EXERCISE AIM ->
Work out how many lines hold "index". Give the number and nothing else.

INFORMATION PROVIDED ->
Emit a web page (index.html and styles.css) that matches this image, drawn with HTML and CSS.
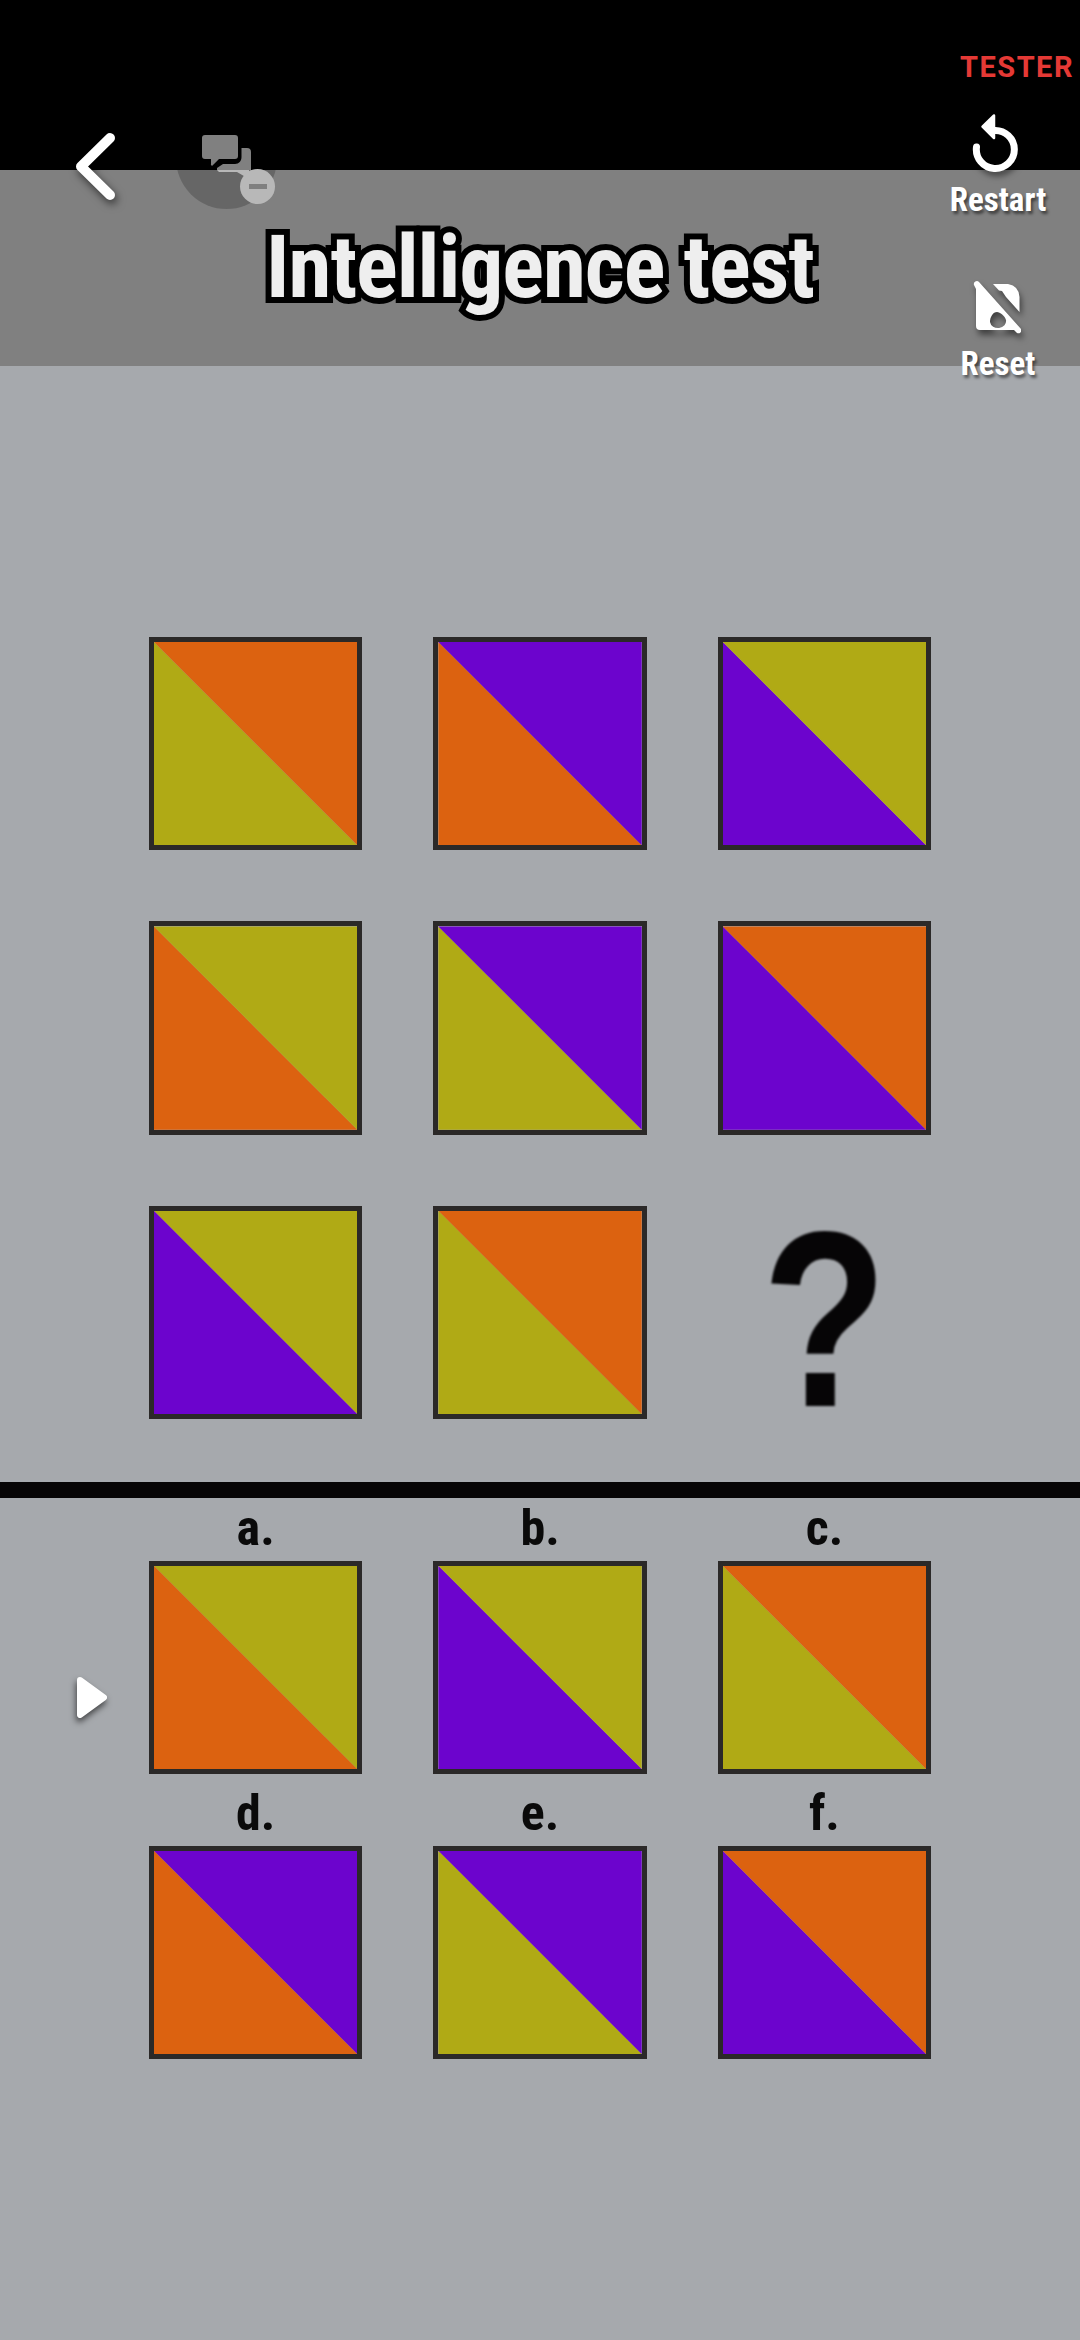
FILE: index.html
```html
<!DOCTYPE html>
<html lang="en">
<head>
  <meta charset="UTF-8">
  <meta name="viewport" content="width=device-width, initial-scale=1.0">
  <title>Intelligence test</title>
  <link rel="stylesheet" href="styles.css">
</head>
<body>
  <!-- Top area: black status strip and grey title band -->
  <div class="header">
    <div class="status-strip"></div>
    <div class="title-band">
      <h1 class="title">Intelligence test</h1>
    </div>

    <svg class="back-icon" viewBox="0 0 70 90">
      <path d="M50 18 L21 46.500 L50 75"></path>
    </svg>

    <div class="hint-disc"></div>
    <svg class="chat-icon" viewBox="0 0 60 55">
      <path class="chat-dark" d="M41.500 18h5.500a4 4 0 0 1 4 4v18H17v-2l6-4h12c4 0 6.500-3 6.500-7z"></path>
      <path class="chat-light" d="M17 40h32v9l-12-7H19z"></path>
      <path class="chat-dark" d="M5 5h30a3 3 0 0 1 3 3v18a3 3 0 0 1-3 3H19l-6 6a1 1 0 0 1-2-1v-5H5a3 3 0 0 1-3-3V8a3 3 0 0 1 3-3z"></path>
    </svg>
    <div class="hint-minus"><span></span></div>

    <div class="tester">TESTER</div>

    <div class="actions">
      <div class="action">
        <svg class="restart-icon" viewBox="0 0 48 60">
          <path class="restart-ring" d="M22 17.500a19 19 0 1 1-17.500 16.500"></path>
          <path class="restart-arrow" d="M22 2.500L10.500 13.700 22 25z"></path>
        </svg>
        <span class="action-label">Restart</span>
      </div>
      <div class="action action-reset">
        <svg class="reset-icon" viewBox="0 0 48 54">
          <path d="M20 4H35Q46 6 46.500 17V32L33 17 29 11 26 10.500z"></path>
          <path fill-rule="evenodd" d="M3 9V46a4 4 0 0 0 4 4H41L44 53a3 3 0 0 0 4-4L6 2a3 3 0 0 0-5 3zM24 32c3 0 8 4 9 8a8 7 0 1 1-16 2c0-5 3-10 7-10z"></path>
        </svg>
        <span class="action-label">Reset</span>
      </div>
    </div>
  </div>

  <!-- Question matrix -->
  <div class="matrix">
    <div class="tile"><div class="lower olive"></div><div class="upper orange"></div></div>
    <div class="tile"><div class="lower orange"></div><div class="upper purple"></div></div>
    <div class="tile"><div class="lower purple"></div><div class="upper olive"></div></div>
    <div class="tile"><div class="lower orange"></div><div class="upper olive"></div></div>
    <div class="tile"><div class="lower olive"></div><div class="upper purple"></div></div>
    <div class="tile"><div class="lower purple"></div><div class="upper orange"></div></div>
    <div class="tile"><div class="lower purple"></div><div class="upper olive"></div></div>
    <div class="tile"><div class="lower olive"></div><div class="upper orange"></div></div>
    <div class="unknown">?</div>
  </div>

  <div class="divider"></div>

  <!-- Answers -->
  <div class="answers-wrap">
    <svg class="pointer" viewBox="0 0 38 48">
      <path d="M7 7 L31 24.500 L7 42 Z"></path>
    </svg>
    <div class="answers">
      <div class="answer"><div class="answer-label">a.</div><div class="tile"><div class="lower orange"></div><div class="upper olive"></div></div></div>
      <div class="answer"><div class="answer-label">b.</div><div class="tile"><div class="lower purple"></div><div class="upper olive"></div></div></div>
      <div class="answer"><div class="answer-label">c.</div><div class="tile"><div class="lower olive"></div><div class="upper orange"></div></div></div>
      <div class="answer"><div class="answer-label">d.</div><div class="tile"><div class="lower orange"></div><div class="upper purple"></div></div></div>
      <div class="answer"><div class="answer-label">e.</div><div class="tile"><div class="lower olive"></div><div class="upper purple"></div></div></div>
      <div class="answer"><div class="answer-label">f.</div><div class="tile"><div class="lower purple"></div><div class="upper orange"></div></div></div>
    </div>
  </div>
</body>
</html>
```

FILE: styles.css
```css
* {
  box-sizing: border-box;
}

html, body {
  margin: 0;
  padding: 0;
}

body {
  width: 1080px;
  height: 2340px;
  overflow: hidden;
  background-color: #a6a9ad;
  font-family: Roboto, "Liberation Sans", sans-serif;
}

.header {
  position: relative;
  height: 366px;
}

.status-strip {
  height: 170px;
  background-color: #000;
}

.title-band {
  height: 196px;
  background-color: #808080;
  display: flex;
  justify-content: center;
}

.title {
  margin: 47px 0 0;
  font-size: 87px;
  line-height: 100px;
  font-weight: 700;
  font-stretch: condensed;
  letter-spacing: -1px;
  color: #eee;
  white-space: nowrap;
  -webkit-text-stroke: 12px #000;
  paint-order: stroke fill;
  text-shadow: 2px 0 0 #000, -2px 0 0 #000, 0 5px 0 #000, 2px 5px 0 #000, -2px 5px 0 #000;
}

.back-icon {
  position: absolute;
  left: 60px;
  top: 120px;
  width: 70px;
  height: 90px;
  filter: drop-shadow(2px 4px 4px rgba(0, 0, 0, 0.6));
}

.back-icon path {
  fill: none;
  stroke: #fff;
  stroke-width: 10;
  stroke-linecap: round;
  stroke-linejoin: round;
}

.hint-disc {
  position: absolute;
  left: 176px;
  top: 108px;
  width: 101px;
  height: 101px;
  border-radius: 50%;
  background-color: rgba(0, 0, 0, 0.2);
}

.chat-icon {
  position: absolute;
  left: 200px;
  top: 130px;
  width: 60px;
  height: 55px;
}

.chat-dark {
  fill: #808080;
}

.chat-light {
  fill: #b8b8b8;
}

.hint-minus {
  position: absolute;
  left: 240px;
  top: 169px;
  width: 35px;
  height: 35px;
  border-radius: 50%;
  background-color: #b8b8b8;
  display: flex;
  align-items: center;
  justify-content: center;
}

.hint-minus span {
  width: 18px;
  height: 5px;
  background-color: #808080;
}

.tester {
  position: absolute;
  right: 6px;
  top: 50px;
  font-size: 29px;
  line-height: 34px;
  font-weight: 700;
  letter-spacing: 1.5px;
  color: #e53935;
}

.actions {
  position: absolute;
  right: 27px;
  top: 113px;
  width: 110px;
  display: flex;
  flex-direction: column;
  align-items: center;
}

.action {
  display: flex;
  flex-direction: column;
  align-items: center;
}

.action-reset {
  margin-top: 62px;
}

.restart-icon {
  width: 48px;
  height: 60px;
  margin-right: 5px;
  margin-bottom: 9px;
  filter: drop-shadow(2px 4px 3px rgba(0, 0, 0, 0.5));
}

.restart-ring {
  fill: none;
  stroke: #fff;
  stroke-width: 7;
  stroke-linecap: round;
}

.restart-arrow {
  fill: #fff;
  stroke: #fff;
  stroke-width: 2.5;
  stroke-linejoin: round;
}

.reset-icon {
  width: 48px;
  height: 54px;
  margin-right: 2px;
  margin-bottom: 12px;
  fill: #fff;
  filter: drop-shadow(2px 5px 3px rgba(0, 0, 0, 0.5));
}

.action-label {
  font-size: 33px;
  line-height: 36px;
  font-weight: 700;
  font-stretch: condensed;
  color: #fff;
  text-shadow: 2px 3px 3px rgba(0, 0, 0, 0.5);
}

.matrix {
  margin-top: 271px;
  margin-left: 149px;
  display: grid;
  grid-template-columns: repeat(3, 213.3px);
  grid-auto-rows: 213.3px;
  column-gap: 71.1px;
  row-gap: 71.1px;
}

.tile {
  position: relative;
  width: 213.3px;
  height: 213.3px;
  border: 5px solid #2b2928;
}

.lower, .upper {
  position: absolute;
  inset: 0;
}

.lower {
  clip-path: polygon(0 0, 100% 100%, 0 100%);
}

.upper {
  clip-path: polygon(0 0, 100% 0, 100% 100%);
}

.orange {
  background-color: #dc6210;
}

.olive {
  background-color: #b0aa15;
}

.purple {
  background-color: #6c04cd;
}

.unknown {
  display: flex;
  align-items: center;
  justify-content: center;
  padding-top: 14px;
  font-family: "Liberation Sans", sans-serif;
  font-size: 250px;
  line-height: 213px;
  font-weight: 700;
  color: #060506;
  transform: scaleX(0.82);
  filter: blur(1px);
}

.divider {
  height: 16px;
  margin-top: 63px;
  background-color: #060405;
}

.answers-wrap {
  position: relative;
}

.pointer {
  position: absolute;
  left: 73px;
  top: 175px;
  width: 38px;
  height: 48px;
  filter: drop-shadow(-1px 4px 3px rgba(0, 0, 0, 0.6));
}

.pointer path {
  fill: #fff;
  stroke: #fff;
  stroke-width: 6;
  stroke-linejoin: round;
}

.answers {
  margin-left: 149px;
  display: grid;
  grid-template-columns: repeat(3, 213.3px);
  column-gap: 71.1px;
  row-gap: 9px;
}

.answer-label {
  height: 62.7px;
  font-size: 50px;
  line-height: 60px;
  font-weight: 700;
  font-stretch: condensed;
  text-align: center;
  color: #0a0a0a;
}
```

SOLVED PROBLEM ->
2